Esta crise não começou com a falta de dinheiro. Esta crise começou com a abundância de dinheiro. Foi a prosperidade que nos trouxe até à adversidade.
3. Fizemos do consumo o objectivo prioritário e da diversão o valor supremo. O deslumbramento retirou-nos lucidez.
Foi a ilusão de estarmos no alto que nos arrastou para a queda. Mas só notámos que estávamos a cair quando já nos encontrávamos no chão.
4. Pensávamos que a prosperidade era irreversível e que o crescimento seria infinito. Mas como é que num mundo finito poderia haver um crescimento infinito?
Faltou-nos pois compreender que a austeridade é, obviamente, limitadora, mas o crescimento também não é ilimitado.

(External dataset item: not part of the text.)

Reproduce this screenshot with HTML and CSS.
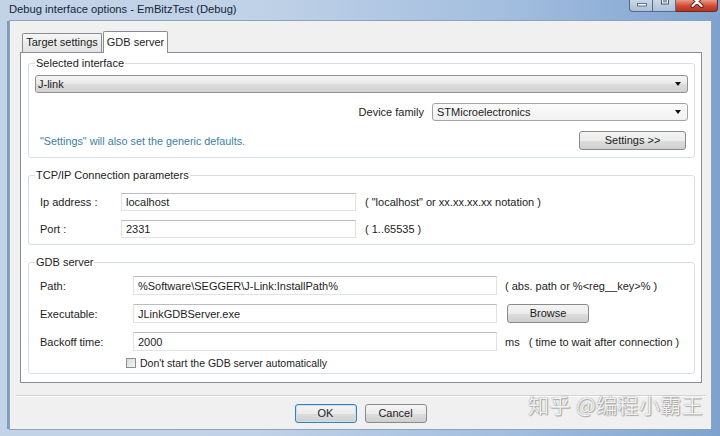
FILE: index.html
```html
<!DOCTYPE html>
<html>
<head>
<meta charset="utf-8">
<link rel="stylesheet" href="styles.css">
</head>
<body>
<div class="window">
  <div class="titlebar">
    <span class="title">Debug interface options - EmBitzTest (Debug)</span>
    <div class="caption">
      <span class="cb min"><svg width="23" height="12" viewBox="0 0 23 12"><rect x="7.5" y="4.5" width="9" height="2.5" fill="#f4f7fb" stroke="#4a5a70" stroke-width="0.8"/></svg></span>
      <span class="cb max"><svg width="24" height="12" viewBox="0 0 24 12"><rect x="8.5" y="-2" width="7" height="7" fill="#f4f7fb" stroke="#3b4a5e" stroke-width="0.9"/><rect x="10" y="1" width="4" height="2.5" fill="#8a9cb4"/></svg></span>
      <span class="cb close"><svg width="42" height="12" viewBox="0 0 42 12"><path d="M16.5 -2 L25.5 7 M25.5 -2 L16.5 7" stroke="#5a1c14" stroke-width="4" stroke-linecap="round"/><path d="M16.5 -2 L25.5 7 M25.5 -2 L16.5 7" stroke="#ffffff" stroke-width="2.2" stroke-linecap="round"/></svg></span>
    </div>
  </div>
  <div class="client">
    <div class="tabs">
      <div class="tab t1">Target settings</div>
      <div class="tab t2 active">GDB server</div>
    </div>
    <div class="panel">
      <fieldset class="group g1">
        <legend>Selected interface</legend>
        <div class="combo gray"><span>J-link</span><i class="arrow"></i></div>
        <div class="row family">
          <span class="family-label">Device family</span>
          <div class="combo light family-combo"><span>STMicroelectronics</span><i class="arrow"></i></div>
        </div>
        <div class="row hint">
          <span class="note-teal">"Settings" will also set the generic defaults.</span>
          <div class="btn settings">Settings &gt;&gt;</div>
        </div>
      </fieldset>

      <fieldset class="group g2">
        <legend>TCP/IP Connection parameters</legend>
        <div class="grid grid2">
          <span class="lbl">Ip address :</span>
          <div class="input">localhost</div>
          <span class="note">( "localhost" or xx.xx.xx.xx notation )</span>
          <span class="lbl">Port :</span>
          <div class="input">2331</div>
          <span class="note">( 1..65535 )</span>
        </div>
      </fieldset>

      <fieldset class="group g3">
        <legend>GDB server</legend>
        <div class="grid grid3">
          <span class="lbl">Path:</span>
          <div class="input">%Software\SEGGER\J-Link:InstallPath%</div>
          <span class="note">( abs. path or %&lt;reg__key&gt;% )</span>
          <span class="lbl">Executable:</span>
          <div class="input">JLinkGDBServer.exe</div>
          <div class="btn browse">Browse</div>
          <span class="lbl">Backoff time:</span>
          <div class="input">2000</div>
          <span class="note">ms &nbsp;&nbsp;( time to wait after connection )</span>
        </div>
        <div class="check-row">
          <span class="checkbox"></span>
          <span class="check-text">Don't start the GDB server automatically</span>
        </div>
      </fieldset>
    </div>
    <div class="sep"></div>
    <div class="footer">
      <div class="btn dlg default">OK</div>
      <div class="btn dlg">Cancel</div>
    </div>
  </div>
  <div class="watermark">知乎 @编程小霸王</div>
</div>
</body>
</html>
```

FILE: styles.css
```css
html, body {
  margin: 0;
  padding: 0;
}
body {
  font-family: "Liberation Sans", Arial, sans-serif;
  font-size: 11px;
  color: #1c1c1c;
}
.window {
  position: relative;
  width: 720px;
  height: 436px;
  display: flex;
  flex-direction: column;
  overflow: hidden;
  background: linear-gradient(90deg, #c3d3e7 0%, #c0d2e7 35%, #a3bedf 70%, #7ea3cf 100%);
}
.titlebar {
  height: 20px;
  flex: none;
  display: flex;
  justify-content: space-between;
  align-items: flex-start;
  padding-left: 9px;
}
.title {
  font-size: 11.2px;
  line-height: 19px;
  color: #15243a;
}
.caption {
  display: flex;
  margin-right: 2px;
}
.cb {
  display: block;
  height: 12px;
  box-sizing: border-box;
  border: 1px solid #56698a;
  border-top: none;
}
.cb svg {
  display: block;
  margin-top: -1px;
}
.cb.min {
  width: 23px;
  border-right: none;
  border-radius: 0 0 0 4px;
  background: linear-gradient(#c9d7e8, #aebfd6);
}
.cb.max {
  width: 24px;
  background: linear-gradient(#c9d7e8, #aebfd6);
}
.cb.close {
  width: 42px;
  border-left: none;
  border-color: #6a2a22;
  border-radius: 0 0 4px 0;
  background: linear-gradient(#e79b86, #cf4a36 55%, #b9311f);
}
.client {
  flex: 1;
  margin: 0 8px 6px 9px;
  background: #f0f0f0;
  border: 1px solid #8fa2bb;
  box-shadow: -3px 0 0 -1px #7d9cc4;
  display: flex;
  flex-direction: column;
}
.tabs {
  margin: 10px 9px 0 12px;
  height: 21px;
  display: flex;
  align-items: flex-end;
}
.tab {
  box-sizing: border-box;
  height: 19px;
  line-height: 17px;
  text-align: center;
  border: 1px solid #898c95;
  border-bottom: none;
  border-radius: 2px 2px 0 0;
  background: linear-gradient(#f6f6f6, #e3e3e3);
}
.tab.t1 {
  width: 80px;
}
.tab.t2 {
  width: 65px;
  margin-left: 1px;
}
.tab.active {
  height: 22px;
  line-height: 20px;
  margin-bottom: -1px;
  background: #ffffff;
  position: relative;
  z-index: 1;
}
.panel {
  margin: 0 9px 0 10px;
  border: 1px solid #898c95;
  background: #ffffff;
  padding: 4px 0 8px;
}
.group {
  margin: 0 6px 0 7px;
  border: 1px solid #d5dfe5;
  border-radius: 3px;
  padding: 5px 6px 7px;
  min-inline-size: 0;
}
.group legend {
  padding: 0 1px;
  line-height: 13px;
  font-size: 11px;
}
.g2 {
  margin-top: 11px;
  padding: 11px 6px 6px;
}
.g3 {
  margin-top: 11px;
  padding: 7px 6px 4px;
}
.combo {
  box-sizing: border-box;
  height: 18px;
  display: flex;
  align-items: center;
  justify-content: space-between;
  border: 1px solid #8e8f8f;
  border-radius: 3px;
}
.combo.gray {
  padding: 0 6px 0 2px;
  background: linear-gradient(#f4f4f4, #e9e9e9 50%, #dcdcdc 51%, #d2d2d2);
}
.combo.light {
  padding: 0 6px 0 4px;
  background: linear-gradient(#fbfbfb, #f1f1f1);
  border-color: #a3a3a3;
}
.arrow {
  width: 0;
  height: 0;
  border-left: 3.5px solid transparent;
  border-right: 3.5px solid transparent;
  border-top: 4px solid #111;
}
.row {
  display: flex;
  align-items: center;
  margin-top: 10px;
}
.family {
  justify-content: flex-end;
}
.family-label {
  margin-right: 8px;
}
.family-combo {
  width: 256px;
}
.hint {
  justify-content: space-between;
}
.note-teal {
  padding-left: 5px;
  color: #3b7fa3;
  font-size: 10.8px;
}
.btn {
  box-sizing: border-box;
  height: 19px;
  line-height: 17px;
  text-align: center;
  border: 1px solid #8a8a8a;
  border-radius: 3px;
  background: linear-gradient(#f4f4f4, #ebebeb 50%, #dddddd 51%, #cfcfcf);
}
.settings {
  width: 107px;
  margin-right: 2px;
}
.grid {
  display: grid;
  align-items: center;
}
.grid2 {
  grid-template-columns: 86px 235px auto;
  grid-auto-rows: 18px;
  row-gap: 9px;
}
.grid3 {
  grid-template-columns: 98px 364px auto;
  grid-auto-rows: 19px;
  row-gap: 9px;
}
.lbl {
  padding-left: 5px;
}
.input {
  box-sizing: border-box;
  height: 100%;
  padding-left: 4px;
  display: flex;
  align-items: center;
  border: 1px solid #dfe3e8;
  border-top-color: #b9bdc3;
  background: #ffffff;
}
.grid2 .note {
  padding-left: 9px;
}
.grid3 .note {
  padding-left: 8px;
}
.browse {
  width: 82px;
  margin-left: 10px;
}
.check-row {
  margin-top: 5px;
  height: 13px;
  display: flex;
  align-items: center;
  padding-left: 91px;
}
.check-text {
  font-size: 10.5px;
}
.checkbox {
  box-sizing: border-box;
  width: 10px;
  height: 10px;
  margin-right: 4px;
  border: 1px solid #8e8f8f;
  background: linear-gradient(135deg, #d8d8d8, #f6f6f6);
}
.sep {
  margin: 12px 5px 0 6px;
  height: 1px;
  background: #d5d5d5;
  border-bottom: 1px solid #ffffff;
}
.footer {
  margin-top: 7px;
  display: flex;
  justify-content: center;
  gap: 8px;
}
.dlg {
  width: 62px;
}
.dlg.default {
  border-color: #3c7fb1;
  box-shadow: inset 0 0 0 1px #bfe3f7;
}
.watermark {
  position: absolute;
  left: 528px;
  top: 393px;
  font-family: "Noto Sans CJK SC", "Liberation Sans", sans-serif;
  font-size: 21px;
  line-height: 22px;
  color: rgba(255, 255, 255, 0.92);
  text-shadow: 0 0 1px rgba(0, 0, 0, 0.5), 1px 1px 1px rgba(0, 0, 0, 0.25);
  letter-spacing: 0.4px;
}
```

5. E, no entanto, parece que ainda não aprendemos.
O nervo da crise, segundo Antonio Gramsci, reside particularmente nesta indefinição, nesta nostalgia: «Uma crise consiste no facto de que o que é velho já morreu e o que é novo ainda não conseguiu nascer».
6. Estranho é que, em vez do procurarmos o novo, pretendamos revivescer o antigo: o padrão de vida antigo, um padrão gastador.

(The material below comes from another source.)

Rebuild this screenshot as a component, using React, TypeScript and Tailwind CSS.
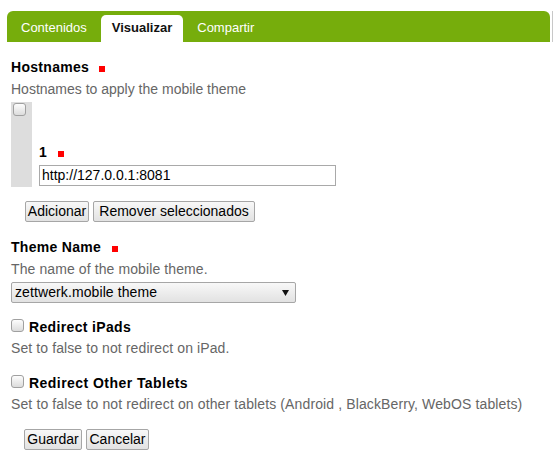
import React from "react";

const Req = ({ ml = "ml-[13px]" }: { ml?: string }) => (
  <span className={"inline-block w-[6px] h-[6px] bg-[#ff0000] " + ml} />
);

const Btn = ({ children, w }: { children: React.ReactNode; w: string }) => (
  <div
    className={
      "h-[21px] border border-[#a6a6a6] rounded-[2px] bg-linear-to-b from-[#f8f8f8] to-[#e2e2e2] text-[14px] leading-[19px] text-black text-center whitespace-nowrap " +
      w
    }
  >
    {children}
  </div>
);

const Check = () => (
  <div className="w-[13px] h-[13px] border border-[#a0a0a0] rounded-[3px] bg-linear-to-b from-[#fdfdfd] to-[#dcdcdc] shrink-0" />
);

export default function App() {
  return (
    <div
      className="w-[554px] h-[461px] bg-white overflow-hidden text-black"
      style={{ fontFamily: '"Liberation Sans", Arial, sans-serif' }}
    >
      <div className="flex pt-[11px] pl-[7px]">
        <div className="w-[543px] h-[31px] bg-[#76ad0c] rounded-t-[6px] flex items-end text-[13px]">
          <div className="ml-[3px] px-[11px] h-[27px] leading-[25px] text-white">Contenidos</div>
          <div className="ml-[3px] px-[11px] h-[27px] leading-[25px] bg-white rounded-t-[5px] font-bold text-[#111]">
            Visualizar
          </div>
          <div className="ml-[3px] px-[11px] h-[27px] leading-[25px] text-white">Compartir</div>
        </div>
        <div className="ml-[2px] w-[1px] h-[31px] bg-[#c8c8c8]" />
      </div>

      <div className="pl-[11px] text-[14px] leading-[16px]">
        <div className="mt-[17px] font-bold tracking-[0.3px]">
          Hostnames
          <Req ml="ml-[10px]" />
        </div>
        <div className="mt-[6px] text-[#666]">Hostnames to apply the mobile theme</div>

        <div className="mt-[5px] flex">
          <div className="w-[21px] bg-[#dddddd] pl-[2px] pt-[1px]">
            <Check />
          </div>
          <div className="pl-[7px] pb-[1px]">
            <div className="mt-[42px] font-bold">
              1
              <Req ml="ml-[11px]" />
            </div>
            <div className="mt-[5px] w-[297px] h-[21px] border border-[#a9a9a9] pl-[2px] leading-[19px]">
              http://127.0.0.1:8081
            </div>
          </div>
        </div>

        <div className="mt-[14px] ml-[14px] flex gap-[4px]">
          <Btn w="w-[64px]">Adicionar</Btn>
          <Btn w="w-[162px]">Remover seleccionados</Btn>
        </div>

        <div className="mt-[17px] font-bold tracking-[0.3px]">
          Theme Name
          <Req ml="ml-[11px]" />
        </div>
        <div className="mt-[6px] text-[#666] tracking-[0.1px]">The name of the mobile theme.</div>
        <div className="mt-[5px] w-[285px] h-[21px] border border-[#a6a6a6] rounded-[2px] bg-linear-to-b from-[#f8f8f8] to-[#e2e2e2] flex items-center justify-between pl-[3px] pr-[6px]">
          <span className="leading-[19px] tracking-[0.1px]">zettwerk.mobile theme</span>
          <svg width="7" height="6" viewBox="0 0 7 6">
            <path d="M0 0 H7 L3.5 6 Z" fill="#111" />
          </svg>
        </div>

        <div className="mt-[16px] flex items-start">
          <Check />
          <span className="ml-[5px] font-bold tracking-[0.35px]">Redirect iPads</span>
        </div>
        <div className="mt-[5px] text-[#666] tracking-[0.1px]">Set to false to not redirect on iPad.</div>

        <div className="mt-[19px] flex items-start">
          <Check />
          <span className="ml-[5px] font-bold tracking-[0.45px]">Redirect Other Tablets</span>
        </div>
        <div className="mt-[5px] text-[#666] tracking-[0.12px]">
          Set to false to not redirect on other tablets (Android , BlackBerry, WebOS tablets)
        </div>

        <div className="mt-[17px] ml-[13px] flex gap-[4px]">
          <Btn w="w-[58px]">Guardar</Btn>
          <Btn w="w-[63px]">Cancelar</Btn>
        </div>
      </div>
    </div>
  );
}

Trata-se de um padrão assente mais no dinheiro fácil do que na educação difícil. Trata-se, em suma, de um padrão que faz da educação um meio de ascender ao dinheiro quando devia fazer do dinheiro um meio de crescer na educação.

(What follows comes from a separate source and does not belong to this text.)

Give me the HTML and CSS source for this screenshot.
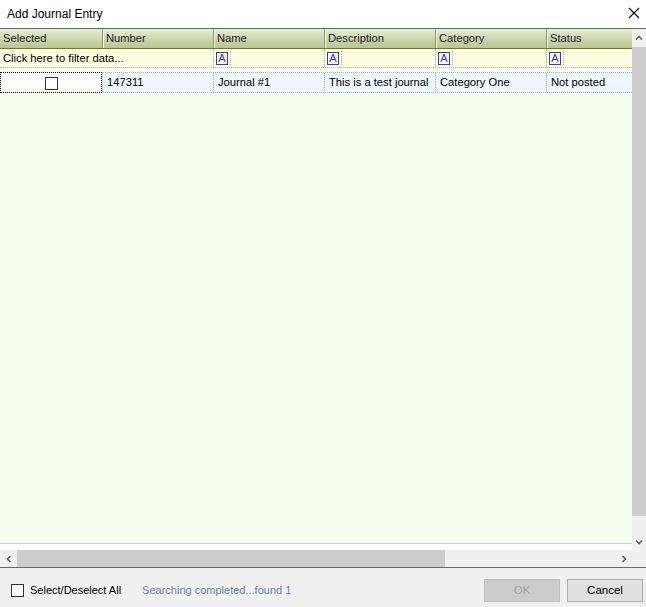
FILE: index.html
```html
<!DOCTYPE html>
<html>
<head>
<meta charset="utf-8">
<link rel="stylesheet" href="styles.css">
</head>
<body>
<div class="window">
  <div class="titlebar">
    <span class="title">Add Journal Entry</span>
    <svg class="close" width="12" height="12" viewBox="0 0 12 12"><path d="M1 1 L11 11 M11 1 L1 11" stroke="#000" stroke-width="1.1" fill="none"/></svg>
  </div>
  <div class="main">
    <div class="grid">
      <div class="header row">
        <div class="hc c1">Selected</div>
        <div class="hc cn">Number</div>
        <div class="hc cn">Name</div>
        <div class="hc cn">Description</div>
        <div class="hc cn">Category</div>
        <div class="hc cn clast">Status</div>
      </div>
      <div class="filter row">
        <div class="fc fwide">Click here to filter data...</div>
        <div class="fc cn"><span class="ficon">A</span></div>
        <div class="fc cn"><span class="ficon">A</span></div>
        <div class="fc cn"><span class="ficon">A</span></div>
        <div class="fc cn clast"><span class="ficon">A</span></div>
      </div>
      <div class="gap"></div>
      <div class="data row">
        <div class="dc c1 focus"><span class="cb"></span></div>
        <div class="dc cn">147311</div>
        <div class="dc cn">Journal #1</div>
        <div class="dc cn">This is a test journal</div>
        <div class="dc cn">Category One</div>
        <div class="dc cn clast">Not posted</div>
      </div>
      <div class="fill"></div>
      <div class="whitestrip"></div>
      <div class="hscroll">
        <div class="sbtn"><svg width="8" height="8" viewBox="0 0 8 8"><path d="M5.5 1 L2.5 4 L5.5 7" stroke="#606060" stroke-width="1.6" fill="none"/></svg></div>
        <div class="hthumb"></div>
        <div class="htrack"></div>
        <div class="sbtn"><svg width="8" height="8" viewBox="0 0 8 8"><path d="M2.5 1 L5.5 4 L2.5 7" stroke="#606060" stroke-width="1.6" fill="none"/></svg></div>
      </div>
    </div>
    <div class="vscroll">
      <div class="vbtn up"><svg width="8" height="8" viewBox="0 0 8 8"><path d="M1 5.5 L4 2.5 L7 5.5" stroke="#606060" stroke-width="1.6" fill="none"/></svg></div>
      <div class="vthumb"></div>
      <div class="vtrack"></div>
      <div class="vbtn down"><svg width="8" height="8" viewBox="0 0 8 8"><path d="M1 2.5 L4 5.5 L7 2.5" stroke="#606060" stroke-width="1.6" fill="none"/></svg></div>
      <div class="corner"></div>
    </div>
  </div>
  <div class="footer">
    <span class="fcb"></span>
    <span class="flabel">Select/Deselect All</span>
    <span class="status">Searching completed...found 1</span>
    <div class="buttons">
      <div class="btn disabled">OK</div>
      <div class="btn">Cancel</div>
    </div>
  </div>
</div>
</body>
</html>
```
FILE: styles.css
```css
html, body {
  margin: 0;
  padding: 0;
  background: #f0f0f0;
}
.window {
  width: 646px;
  height: 607px;
  display: flex;
  flex-direction: column;
  font-family: "Liberation Sans", Arial, sans-serif;
  font-size: 11.2px;
  color: #000;
  overflow: hidden;
}
.titlebar {
  height: 28px;
  background: #fff;
  border-bottom: 1px solid #646464;
  display: flex;
  align-items: center;
  justify-content: space-between;
  padding-left: 7px;
  padding-right: 6px;
}
.title {
  font-size: 12px;
  color: #000;
  margin-top: -1px;
}
.close {
  margin-top: -2px;
}
.main {
  height: 538px;
  display: flex;
}
.grid {
  width: 632px;
  display: flex;
  flex-direction: column;
  background: #f7fff1;
}
.row {
  display: flex;
  box-sizing: border-box;
}
.c1 { width: 102px; flex: none; }
.cn { width: 111px; flex: none; }
.clast { width: 86px; }
.header {
  height: 20px;
  background: linear-gradient(#e6efd5, #c7d3a7 60%, #b8c593);
  border-bottom: 1px solid #6b7a2c;
}
.hc {
  box-sizing: border-box;
  padding-left: 3px;
  line-height: 19px;
  color: #1e1a1e;
  white-space: nowrap;
  overflow: hidden;
}
.hc.cn {
  border-left: 1px solid #8b9b55;
  box-shadow: inset 1px 0 0 #f1f6e4;
  padding-left: 3px;
}
.filter {
  height: 19px;
  background: #fffee0;
  border-bottom: 1px dotted #a8b6c8;
}
.fc {
  box-sizing: border-box;
  line-height: 18px;
  white-space: nowrap;
  overflow: hidden;
}
.fwide {
  width: 213px;
  flex: none;
  padding-left: 3px;
}
.fc.cn {
  border-left: 1px dotted #a8b6c8;
  padding-left: 2px;
  display: flex;
  align-items: center;
}
.ficon {
  box-sizing: border-box;
  width: 12px;
  height: 13px;
  border: 1px solid #3c3ca0;
  background: #f4f4ff;
  color: #3a3ab4;
  font-size: 11px;
  line-height: 11px;
  text-align: center;
  margin-right: 2px;
}
.fc.cn::after {
  content: "";
  width: 0;
  height: 14px;
  border-left: 1px dotted #a8b6c8;
}
.gap {
  height: 4px;
}
.data {
  height: 21px;
  background: #eef6fe;
  border-top: 1px dotted #a8b6c8;
  border-bottom: 1px dotted #a8b6c8;
}
.dc {
  box-sizing: border-box;
  line-height: 18px;
  padding-left: 4px;
  white-space: nowrap;
  overflow: hidden;
}
.dc.cn {
  border-left: 1px dotted #a8b6c8;
}
.focus {
  background: #fff;
  outline: 1px dotted #000;
  outline-offset: -1px;
  margin-top: -1px;
  height: 21px;
  display: flex;
  align-items: center;
  justify-content: center;
  padding-left: 0;
}
.cb {
  width: 13px;
  height: 13px;
  box-sizing: border-box;
  border: 1px solid #333;
  background: #fff;
  margin-top: 1px;
}
.fill {
  height: 450px;
  border-bottom: 1px solid #c8ced4;
}
.whitestrip {
  height: 6px;
  background: #fff;
}
.hscroll {
  height: 17px;
  display: flex;
  background: #f0f0f0;
}
.sbtn {
  width: 17px;
  display: flex;
  align-items: center;
  justify-content: center;
}
.hthumb {
  width: 428px;
  background: #cdcdcd;
}
.htrack {
  flex: 1;
}
.vscroll {
  width: 14px;
  display: flex;
  flex-direction: column;
  background: #f0f0f0;
}
.vbtn {
  height: 18px;
  display: flex;
  align-items: center;
  justify-content: center;
}
.vbtn.down {
  height: 17px;
}
.vthumb {
  height: 469px;
  background: #cdcdcd;
}
.vtrack {
  flex: 1;
}
.corner {
  height: 17px;
}
.footer {
  flex: 1;
  border-top: 1px solid #696969;
  display: flex;
  align-items: flex-start;
  padding: 11px 3px 0 11px;
}
.fcb {
  width: 13px;
  height: 13px;
  box-sizing: border-box;
  border: 1px solid #333;
  background: #fff;
  margin-top: 5px;
}
.flabel {
  margin-left: 6px;
  line-height: 23px;
  font-size: 11px;
}
.status {
  margin-left: 21px;
  color: #6d7fa3;
  line-height: 23px;
  font-size: 11px;
}
.buttons {
  margin-left: auto;
  display: flex;
  gap: 7px;
}
.btn {
  box-sizing: border-box;
  width: 76px;
  height: 23px;
  border: 1px solid #adadad;
  background: #e1e1e1;
  text-align: center;
  line-height: 21px;
  font-size: 11.5px;
}
.btn.disabled {
  border-color: #bfbfbf;
  background: #cccccc;
  color: #a0a0a0;
}
```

7. Achamos que saber é apenas conhecer. E presumimos que saber é sobretudo possuir.
Devíamos aproveitar esta situação para deixar o mesmo e para apostar no diferente.
8. Quando Sofocleto dizia que «o saber é a parte mais considerável da felicidade», não estava certamente a pensar no saber ter.
Saber é mais do que saber ter. Saber é também saber acolher, saber ouvir, saber dizer, saber estar, saber viver. Afinal, quem não sabe viver saberá alguma coisa?
9. Não deixemos que a crise vença as pessoas. Façamos tudo para que as pessoas vençam a crise.
Não seremos mais felizes se todos tiverem acesso ao essencial? Como poderemos ser felizes quando alguns têm acesso a quase tudo deixando outros com quase nada?
10. Enfim, a crise é um problema. Saberemos transformá-la em oportunidade? Há medidas no exterior. Mas urgente é trabalhar o interior. Se olharmos mais para dentro, poderemos chegar (muito) mais longe.
Uma vida modesta não é — necessariamente — uma vida funesta. A simplicidade até pode catapultar-nos para a felicidade!